Samter's name still-adorning the mail box nameplate on his former residence in Evanston, Illinois (photographed in 2026)

Samter became interested in allergies during his time at the University of Illinois and noted a connection between asthma, sinusitis with nasal polyps, and aspirin sensitivity. Samter noticed that those with asthma and sinusitis are more likely to develop an allergy to non-steroidal painkillers like aspirin, ibuprofen, or naproxen. He found that people with one or more of these three factors are inclined to develop the others. This condition is called Samter's Triad, Samter's Syndrome, or, most commonly, aspirin-exacerbated respiratory disease. While the first publication discussing the link between asthma, nasal polyps and aspirin sensitivity was made by Georges-Fernand Widal in 1922, it was Samter who fully characterized the condition and brought widespread study and acknowledgement. It is a chronic disease meaning it has no known cure and does not go away. Its symptoms include nasal congestion, headache, sinus pain, sneezing, a stuffy or runny nose, loss of smell or taste, wheezing, coughing, chest tightness, difficulty breathing, chronic sinus infections, and recurrent nasal polyps. As evidenced by its wide range of symptoms and status as a chronic disease, Samter's Syndrome impacts quality of life, and can be life-threatening.

== Legacy ==
The Samter's Society is a patient advocacy group dedicated to raising awareness for the disease Samter discovered. Samter was one of the first researchers in the growing and new field of immunology and founded a research institute at the University of Illinois. After his death, it was renamed the Max Samter Institute for Immunology Research at Grant Hospital in his honor. The book Samter’s Immunological Diseases, originally titled Immunological Diseases, was republished and renamed in his honor. He is survived by his three children, all of whom followed in his footsteps and became doctors.
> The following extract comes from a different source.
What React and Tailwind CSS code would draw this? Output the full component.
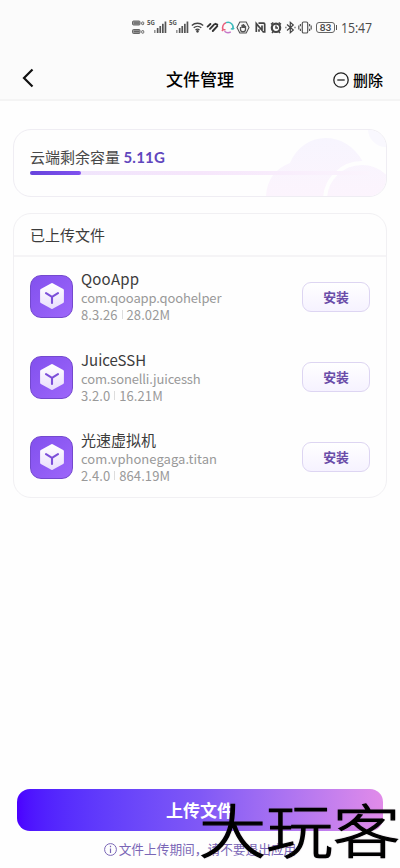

== Notable publications ==
Samter was instrumental in writing many of the essential books in his field, including Regional Allergy (1954), Classics in Allergy (1969), Immunological Diseases (1965), and Hypersensitivity to Drugs (1971). He also wrote a variety of journal articles detailing his immunological discoveries, such as “Concerning the nature of intolerance to aspirin,” “The Acetyl- in Aspirin,” and “Asthma bronchiale and Histaminempfindlichkeit”.